■ AIM ■
Every line below that contains "this" is to be copied.

— begin DATA EXCERPTS —

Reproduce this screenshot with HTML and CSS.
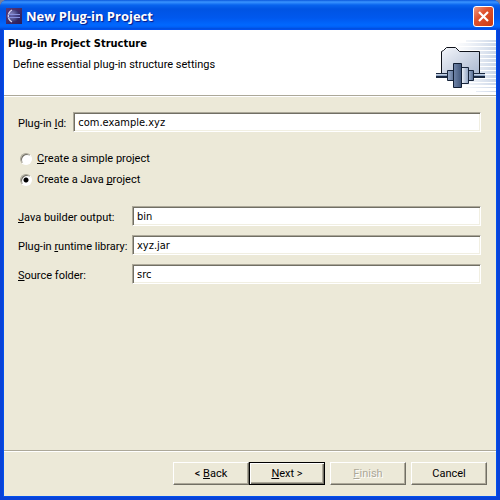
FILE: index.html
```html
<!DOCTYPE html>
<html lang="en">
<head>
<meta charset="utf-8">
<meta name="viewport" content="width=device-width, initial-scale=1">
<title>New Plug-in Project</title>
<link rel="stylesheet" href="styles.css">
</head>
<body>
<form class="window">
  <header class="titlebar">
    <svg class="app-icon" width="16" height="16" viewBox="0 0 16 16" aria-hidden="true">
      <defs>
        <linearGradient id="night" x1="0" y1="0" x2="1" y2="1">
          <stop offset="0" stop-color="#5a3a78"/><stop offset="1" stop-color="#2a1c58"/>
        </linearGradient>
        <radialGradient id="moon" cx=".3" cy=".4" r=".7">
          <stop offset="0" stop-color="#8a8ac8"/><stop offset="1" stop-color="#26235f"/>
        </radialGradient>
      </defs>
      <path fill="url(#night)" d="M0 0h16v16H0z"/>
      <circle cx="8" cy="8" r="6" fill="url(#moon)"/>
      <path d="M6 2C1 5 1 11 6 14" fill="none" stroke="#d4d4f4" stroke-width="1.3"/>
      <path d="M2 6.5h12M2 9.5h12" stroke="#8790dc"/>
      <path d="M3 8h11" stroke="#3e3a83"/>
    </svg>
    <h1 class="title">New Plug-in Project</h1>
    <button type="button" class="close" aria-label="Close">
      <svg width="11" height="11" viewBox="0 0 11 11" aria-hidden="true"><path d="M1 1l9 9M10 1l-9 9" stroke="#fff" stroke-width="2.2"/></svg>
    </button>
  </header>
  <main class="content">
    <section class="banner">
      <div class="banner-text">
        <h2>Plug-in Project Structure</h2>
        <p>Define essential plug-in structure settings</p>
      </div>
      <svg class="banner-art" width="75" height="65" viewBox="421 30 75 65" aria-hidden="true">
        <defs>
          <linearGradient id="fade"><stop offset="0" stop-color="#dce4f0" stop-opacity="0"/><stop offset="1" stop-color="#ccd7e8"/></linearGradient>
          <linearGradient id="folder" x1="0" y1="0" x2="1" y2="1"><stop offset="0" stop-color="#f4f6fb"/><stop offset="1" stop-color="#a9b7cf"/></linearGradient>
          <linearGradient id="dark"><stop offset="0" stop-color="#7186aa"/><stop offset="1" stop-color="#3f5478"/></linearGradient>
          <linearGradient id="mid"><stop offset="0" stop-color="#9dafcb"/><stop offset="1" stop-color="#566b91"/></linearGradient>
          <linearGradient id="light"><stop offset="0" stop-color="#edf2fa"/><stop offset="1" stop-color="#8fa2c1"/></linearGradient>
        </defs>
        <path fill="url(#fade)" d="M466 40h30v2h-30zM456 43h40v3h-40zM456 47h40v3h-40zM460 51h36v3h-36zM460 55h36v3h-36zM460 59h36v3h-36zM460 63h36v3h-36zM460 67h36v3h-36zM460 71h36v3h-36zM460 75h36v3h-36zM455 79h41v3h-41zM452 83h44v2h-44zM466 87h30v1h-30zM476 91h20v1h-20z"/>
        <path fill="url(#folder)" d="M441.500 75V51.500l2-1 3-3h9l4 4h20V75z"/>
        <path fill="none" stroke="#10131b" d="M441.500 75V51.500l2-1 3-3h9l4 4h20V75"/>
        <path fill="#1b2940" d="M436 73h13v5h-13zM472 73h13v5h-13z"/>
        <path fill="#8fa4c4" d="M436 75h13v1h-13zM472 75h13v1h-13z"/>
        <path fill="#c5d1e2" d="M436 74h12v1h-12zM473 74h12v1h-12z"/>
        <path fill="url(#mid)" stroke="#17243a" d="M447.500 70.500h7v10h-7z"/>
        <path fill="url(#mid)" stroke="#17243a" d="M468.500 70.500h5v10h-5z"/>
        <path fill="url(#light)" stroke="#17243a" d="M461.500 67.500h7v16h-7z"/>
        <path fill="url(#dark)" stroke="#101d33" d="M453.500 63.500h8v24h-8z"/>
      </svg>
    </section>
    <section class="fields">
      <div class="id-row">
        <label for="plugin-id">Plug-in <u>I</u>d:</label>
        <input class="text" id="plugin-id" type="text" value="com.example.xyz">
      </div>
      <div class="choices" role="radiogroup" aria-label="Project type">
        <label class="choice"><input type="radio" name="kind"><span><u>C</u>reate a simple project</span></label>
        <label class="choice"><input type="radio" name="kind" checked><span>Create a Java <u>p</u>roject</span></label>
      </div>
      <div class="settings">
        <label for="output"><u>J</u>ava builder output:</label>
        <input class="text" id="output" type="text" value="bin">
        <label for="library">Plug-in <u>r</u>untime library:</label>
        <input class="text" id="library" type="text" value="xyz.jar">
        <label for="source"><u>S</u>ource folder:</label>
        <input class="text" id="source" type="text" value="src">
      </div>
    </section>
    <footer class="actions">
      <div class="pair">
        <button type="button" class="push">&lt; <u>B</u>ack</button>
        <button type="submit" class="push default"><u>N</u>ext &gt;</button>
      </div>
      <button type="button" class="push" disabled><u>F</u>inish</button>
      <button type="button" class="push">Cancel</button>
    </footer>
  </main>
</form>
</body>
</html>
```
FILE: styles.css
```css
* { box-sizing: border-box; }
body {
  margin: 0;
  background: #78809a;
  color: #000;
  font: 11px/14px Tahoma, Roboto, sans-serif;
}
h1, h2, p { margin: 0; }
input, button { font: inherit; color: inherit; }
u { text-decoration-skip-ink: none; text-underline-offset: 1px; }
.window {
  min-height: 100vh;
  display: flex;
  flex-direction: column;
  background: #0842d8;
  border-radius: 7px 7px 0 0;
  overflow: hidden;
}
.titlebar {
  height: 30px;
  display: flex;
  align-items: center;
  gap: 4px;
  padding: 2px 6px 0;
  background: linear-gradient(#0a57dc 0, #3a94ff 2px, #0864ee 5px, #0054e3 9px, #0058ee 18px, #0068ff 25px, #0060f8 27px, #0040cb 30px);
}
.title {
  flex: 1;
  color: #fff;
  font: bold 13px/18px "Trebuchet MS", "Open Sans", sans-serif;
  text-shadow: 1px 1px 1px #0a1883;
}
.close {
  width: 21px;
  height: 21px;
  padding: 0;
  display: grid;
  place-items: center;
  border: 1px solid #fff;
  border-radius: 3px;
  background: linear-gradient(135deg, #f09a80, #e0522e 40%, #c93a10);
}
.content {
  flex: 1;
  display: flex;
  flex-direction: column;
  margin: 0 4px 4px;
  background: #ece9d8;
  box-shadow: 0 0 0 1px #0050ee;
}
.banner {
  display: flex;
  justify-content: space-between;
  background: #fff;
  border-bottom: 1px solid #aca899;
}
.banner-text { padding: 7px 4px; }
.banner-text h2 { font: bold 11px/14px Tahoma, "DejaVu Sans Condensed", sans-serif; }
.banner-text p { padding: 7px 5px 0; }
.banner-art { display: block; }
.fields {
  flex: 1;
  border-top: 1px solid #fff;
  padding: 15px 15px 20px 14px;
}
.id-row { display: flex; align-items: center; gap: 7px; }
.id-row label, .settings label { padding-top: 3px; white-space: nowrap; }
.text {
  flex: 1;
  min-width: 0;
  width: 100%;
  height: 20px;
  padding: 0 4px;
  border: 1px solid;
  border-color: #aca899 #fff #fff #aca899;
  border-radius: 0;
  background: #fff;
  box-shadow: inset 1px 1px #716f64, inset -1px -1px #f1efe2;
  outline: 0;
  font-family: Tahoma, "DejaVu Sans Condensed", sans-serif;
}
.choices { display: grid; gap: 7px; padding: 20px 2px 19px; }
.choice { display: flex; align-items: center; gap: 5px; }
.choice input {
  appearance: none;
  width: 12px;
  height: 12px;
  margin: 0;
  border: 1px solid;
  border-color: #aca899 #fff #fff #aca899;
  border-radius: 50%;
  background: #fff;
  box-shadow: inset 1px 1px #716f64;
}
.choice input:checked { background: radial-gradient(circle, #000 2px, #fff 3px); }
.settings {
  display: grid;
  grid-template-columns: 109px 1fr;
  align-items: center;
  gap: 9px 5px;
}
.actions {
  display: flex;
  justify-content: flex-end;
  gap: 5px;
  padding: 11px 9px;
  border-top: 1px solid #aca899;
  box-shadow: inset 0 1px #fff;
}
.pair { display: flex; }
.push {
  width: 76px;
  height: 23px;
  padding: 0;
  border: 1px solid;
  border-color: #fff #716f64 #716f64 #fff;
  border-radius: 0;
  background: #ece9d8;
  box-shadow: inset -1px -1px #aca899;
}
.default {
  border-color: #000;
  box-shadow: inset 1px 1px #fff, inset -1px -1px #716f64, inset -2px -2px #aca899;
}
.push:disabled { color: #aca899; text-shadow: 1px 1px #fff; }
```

— end DATA EXCERPTS —
— begin DATA EXCERPTS —

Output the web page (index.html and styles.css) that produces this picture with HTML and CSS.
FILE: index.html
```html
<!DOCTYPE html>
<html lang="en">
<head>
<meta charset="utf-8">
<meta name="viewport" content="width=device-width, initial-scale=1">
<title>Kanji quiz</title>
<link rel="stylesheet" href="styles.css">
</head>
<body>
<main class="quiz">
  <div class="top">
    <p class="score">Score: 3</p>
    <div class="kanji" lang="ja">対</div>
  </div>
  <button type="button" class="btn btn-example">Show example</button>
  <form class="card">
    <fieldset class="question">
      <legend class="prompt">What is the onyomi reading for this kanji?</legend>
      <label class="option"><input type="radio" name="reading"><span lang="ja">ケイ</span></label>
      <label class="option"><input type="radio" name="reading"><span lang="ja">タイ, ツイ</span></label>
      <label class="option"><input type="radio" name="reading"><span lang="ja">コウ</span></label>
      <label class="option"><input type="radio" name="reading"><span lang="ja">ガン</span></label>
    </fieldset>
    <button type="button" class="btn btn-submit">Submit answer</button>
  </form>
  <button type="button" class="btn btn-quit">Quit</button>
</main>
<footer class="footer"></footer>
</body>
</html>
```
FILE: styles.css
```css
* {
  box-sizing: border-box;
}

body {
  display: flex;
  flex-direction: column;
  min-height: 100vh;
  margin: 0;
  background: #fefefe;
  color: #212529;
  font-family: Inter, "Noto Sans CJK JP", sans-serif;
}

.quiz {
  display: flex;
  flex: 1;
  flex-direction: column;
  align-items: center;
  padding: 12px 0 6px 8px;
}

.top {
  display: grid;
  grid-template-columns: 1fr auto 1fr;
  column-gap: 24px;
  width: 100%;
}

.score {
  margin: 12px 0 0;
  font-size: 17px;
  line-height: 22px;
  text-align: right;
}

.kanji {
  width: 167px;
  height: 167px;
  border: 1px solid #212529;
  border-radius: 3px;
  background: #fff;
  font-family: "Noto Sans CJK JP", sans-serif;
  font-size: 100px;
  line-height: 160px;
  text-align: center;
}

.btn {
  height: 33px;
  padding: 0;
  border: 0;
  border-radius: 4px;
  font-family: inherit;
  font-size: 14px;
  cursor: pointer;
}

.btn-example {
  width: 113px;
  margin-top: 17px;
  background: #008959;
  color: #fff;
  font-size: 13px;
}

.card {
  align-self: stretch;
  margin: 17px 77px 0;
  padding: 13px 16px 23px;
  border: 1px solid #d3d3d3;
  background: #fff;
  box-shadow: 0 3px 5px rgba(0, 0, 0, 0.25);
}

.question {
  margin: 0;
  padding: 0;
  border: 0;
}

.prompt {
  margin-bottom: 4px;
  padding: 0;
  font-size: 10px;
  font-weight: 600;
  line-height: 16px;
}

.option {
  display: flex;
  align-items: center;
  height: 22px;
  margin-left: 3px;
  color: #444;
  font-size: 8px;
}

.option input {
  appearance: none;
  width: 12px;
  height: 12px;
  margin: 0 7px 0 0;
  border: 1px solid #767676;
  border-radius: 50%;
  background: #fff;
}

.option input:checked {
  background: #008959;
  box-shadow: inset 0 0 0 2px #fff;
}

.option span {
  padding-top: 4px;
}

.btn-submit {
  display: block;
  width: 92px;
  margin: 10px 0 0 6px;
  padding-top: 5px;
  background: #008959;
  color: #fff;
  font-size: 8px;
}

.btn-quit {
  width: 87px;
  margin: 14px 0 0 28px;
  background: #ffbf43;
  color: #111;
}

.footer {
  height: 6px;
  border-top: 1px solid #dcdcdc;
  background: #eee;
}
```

— end DATA EXCERPTS —

■ FINAL RESULT ■
Reproduce this screenshot with HTML and CSS.
Output the web page (index.html and styles.css) that produces this picture with HTML and CSS.
      <legend class="prompt">What is the onyomi reading for this kanji?</legend>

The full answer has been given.